• Aim: Without including the pictures, copy out every line below.

**********

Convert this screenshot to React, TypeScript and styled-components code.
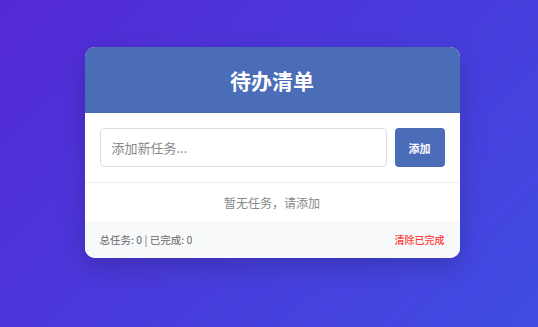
import styled, { createGlobalStyle } from "styled-components";

const Global = createGlobalStyle`
    html, body {
        margin: 0;
        padding: 0;
        height: 100%;
    }
    body {
        font-family: "Noto Sans CJK SC", "Noto Sans", sans-serif;
    }
    #root {
        height: 100%;
    }
`;

const Page = styled.div`
    width: 538px;
    height: 327px;
    background: linear-gradient(135deg, #5429d4 0%, #3f4ce2 100%);
    display: flex;
    justify-content: center;
    padding: 47px 0 0 6px;
    box-sizing: border-box;
`;

const Card = styled.div`
    width: 375px;
    height: 211px;
    background: #fff;
    border-radius: 10px;
    overflow: hidden;
    box-shadow: 0 8px 24px rgba(0, 0, 0, 0.18);
    display: flex;
    flex-direction: column;
`;

const Header = styled.div`
    height: 66px;
    background: #4b6cb7;
    display: flex;
    align-items: center;
    justify-content: center;
    color: #fff;
    font-size: 21px;
    font-weight: 700;
`;

const InputRow = styled.div`
    display: flex;
    gap: 8px;
    padding: 15px;
    border-bottom: 1px solid #eee;
`;

const Input = styled.input`
    flex: 1;
    height: 39px;
    box-sizing: border-box;
    border: 1px solid #ddd;
    border-radius: 4px;
    padding: 0 11px;
    font-family: inherit;
    font-size: 13px;
    outline: none;
    &::placeholder {
        color: #888;
    }
`;

const AddButton = styled.button`
    width: 50px;
    height: 39px;
    border: none;
    border-radius: 4px;
    background: #4b6cb7;
    color: #fff;
    font-family: inherit;
    font-size: 11px;
    font-weight: 700;
`;

const Empty = styled.div`
    height: 38px;
    display: flex;
    align-items: center;
    justify-content: center;
    color: #888;
    font-size: 12px;
`;

const Footer = styled.div`
    flex: 1;
    background: #f8f9fa;
    display: flex;
    align-items: center;
    justify-content: space-between;
    padding: 0 15px;
    font-size: 10.5px;
    color: #666;
`;

const Clear = styled.span<{ $color: string }>`
    color: ${(p) => p.$color};
    font-size: 10px;
    font-weight: 500;
`;

export default function App() {
    return (
        <>
            <Global />
            <Page>
                <Card>
                    <Header>待办清单</Header>
                    <InputRow>
                        <Input placeholder="添加新任务..." />
                        <AddButton>添加</AddButton>
                    </InputRow>
                    <Empty>暂无任务，请添加</Empty>
                    <Footer>
                        <span>总任务: 0 | 已完成: 0</span>
                        <Clear $color="#ff3b3b">清除已完成</Clear>
                    </Footer>
                </Card>
            </Page>
        </>
    );
}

**********

• Output below:
Convert this screenshot to React, TypeScript and styled-components code.
import styled, { createGlobalStyle } from "styled-components";

const Global = createGlobalStyle`
    html, body {
        margin: 0;
        padding: 0;
        height: 100%;
    }
    body {
        font-family: "Noto Sans CJK SC", "Noto Sans", sans-serif;
    }
    #root {
        height: 100%;
    }
`;

const Page = styled.div`
    width: 538px;
    height: 327px;
    background: linear-gradient(135deg, #5429d4 0%, #3f4ce2 100%);
    display: flex;
    justify-content: center;
    padding: 47px 0 0 6px;
    box-sizing: border-box;
`;

const Card = styled.div`
    width: 375px;
    height: 211px;
    background: #fff;
    border-radius: 10px;
    overflow: hidden;
    box-shadow: 0 8px 24px rgba(0, 0, 0, 0.18);
    display: flex;
    flex-direction: column;
`;

const Header = styled.div`
    height: 66px;
    background: #4b6cb7;
    display: flex;
    align-items: center;
    justify-content: center;
    color: #fff;
    font-size: 21px;
    font-weight: 700;
`;

const InputRow = styled.div`
    display: flex;
    gap: 8px;
    padding: 15px;
    border-bottom: 1px solid #eee;
`;

const Input = styled.input`
    flex: 1;
    height: 39px;
    box-sizing: border-box;
    border: 1px solid #ddd;
    border-radius: 4px;
    padding: 0 11px;
    font-family: inherit;
    font-size: 13px;
    outline: none;
    &::placeholder {
        color: #888;
    }
`;

const AddButton = styled.button`
    width: 50px;
    height: 39px;
    border: none;
    border-radius: 4px;
    background: #4b6cb7;
    color: #fff;
    font-family: inherit;
    font-size: 11px;
    font-weight: 700;
`;

const Empty = styled.div`
    height: 38px;
    display: flex;
    align-items: center;
    justify-content: center;
    color: #888;
    font-size: 12px;
`;

const Footer = styled.div`
    flex: 1;
    background: #f8f9fa;
    display: flex;
    align-items: center;
    justify-content: space-between;
    padding: 0 15px;
    font-size: 10.5px;
    color: #666;
`;

const Clear = styled.span<{ $color: string }>`
    color: ${(p) => p.$color};
    font-size: 10px;
    font-weight: 500;
`;

export default function App() {
    return (
        <>
            <Global />
            <Page>
                <Card>
                    <Header>待办清单</Header>
                    <InputRow>
                        <Input placeholder="添加新任务..." />
                        <AddButton>添加</AddButton>
                    </InputRow>
                    <Empty>暂无任务，请添加</Empty>
                    <Footer>
                        <span>总任务: 0 | 已完成: 0</span>
                        <Clear $color="#ff3b3b">清除已完成</Clear>
                    </Footer>
                </Card>
            </Page>
        </>
    );
}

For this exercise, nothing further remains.